In the case of Odd Books I have different content types for, for example, pages about Frank Harris and ones about Amanda McKittrick Ros. As yet they are themed identically but if I choose to give them a different look it will be easy to do so.

Migrating content

One of the major challenges of any site migration exercise is the transference of content in bulk. In the case of Odd Books most of the content was in a home-grown CMS, with some data in flat files and some in a MySQL database. I couldn’t find an off-the-shelf module to deal with this, so I wrote my own, with which I used an incremental approach to the import process, as follows:

  1. Backup the new site database in case the migration is unsuccessful
  2. Create the code to migrate one type of content from the old site.
  3. Execute the code and check the result.
  4. Repeat for the next type of content.

Here’s some sample code I used to import entries for books in the Frank Harris section, which may be of interest:

  $dir = "c:/likemind_sites/oddbooks/harris/html/";
  $dh = opendir($dir);
  while (($file = readdir($dh)) !== false) {
    if(substr($file, -5) == '.html') {
      $content = file_get_contents($dir. $file);
      db_set_active('legacy');
      $page_key = substr($file, 0, -5);
      $result = db_query("SELECT * FROM {book} WHERE book_key = '%s'", $page_key);
      $row = db_fetch_object($result);
      if($row) {
        $title = $row->title;
      } else {
        $title = 'no title';
      }
      // Switch back to the default connection when finished.
      db_set_active('default');

      $content = preg_replace('/(img.*src=")/isU', '$1/files/images/harris/', $content);
      $node = new stdClass();
      $node->type = 'harris_book';
      $node->uid = 1;
      $node->title = $title;
      $node->format = 3;
      $node->body = $content;
      $node->status = 1;
      $node->path = 'harris/review/'.$file;
      $node->field_subtitle[0]['value'] = $row->sub_title;
      $node->field_rating[0]['value'] = $row->rating;

      node_save($node);
    }
  }
  closedir($dh);

The code is reading one file at a time from a directory, finding the related entry in a database table and combining the two to make a new node entry of the required type. The URLs for image content are amended to comply with the directory layout I’d decided on for the new site.

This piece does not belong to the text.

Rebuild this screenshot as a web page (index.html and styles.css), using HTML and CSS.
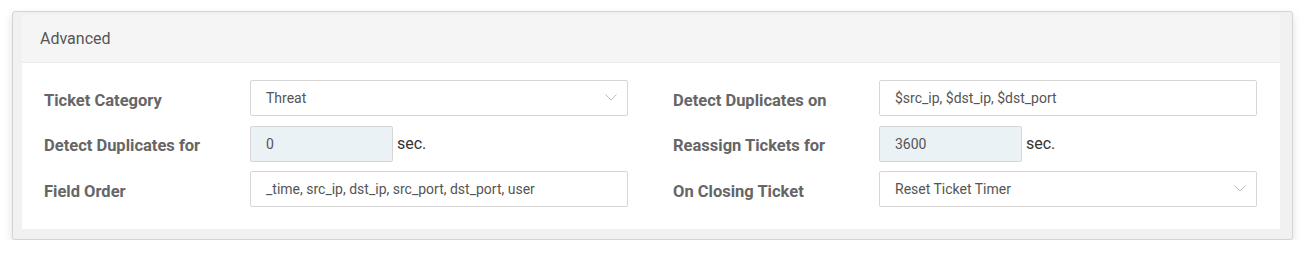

Note the use of two CCK fields to store additional data. Each field is represented as a two dimensional array. The first level of the array has an entry for every value of the field (a CCK field may hold multiple values): in this case there is only one value. The second level of the array holds value data in a field type dependent format: for the two fields used here, it is simply a single entry with a key of ‘value’.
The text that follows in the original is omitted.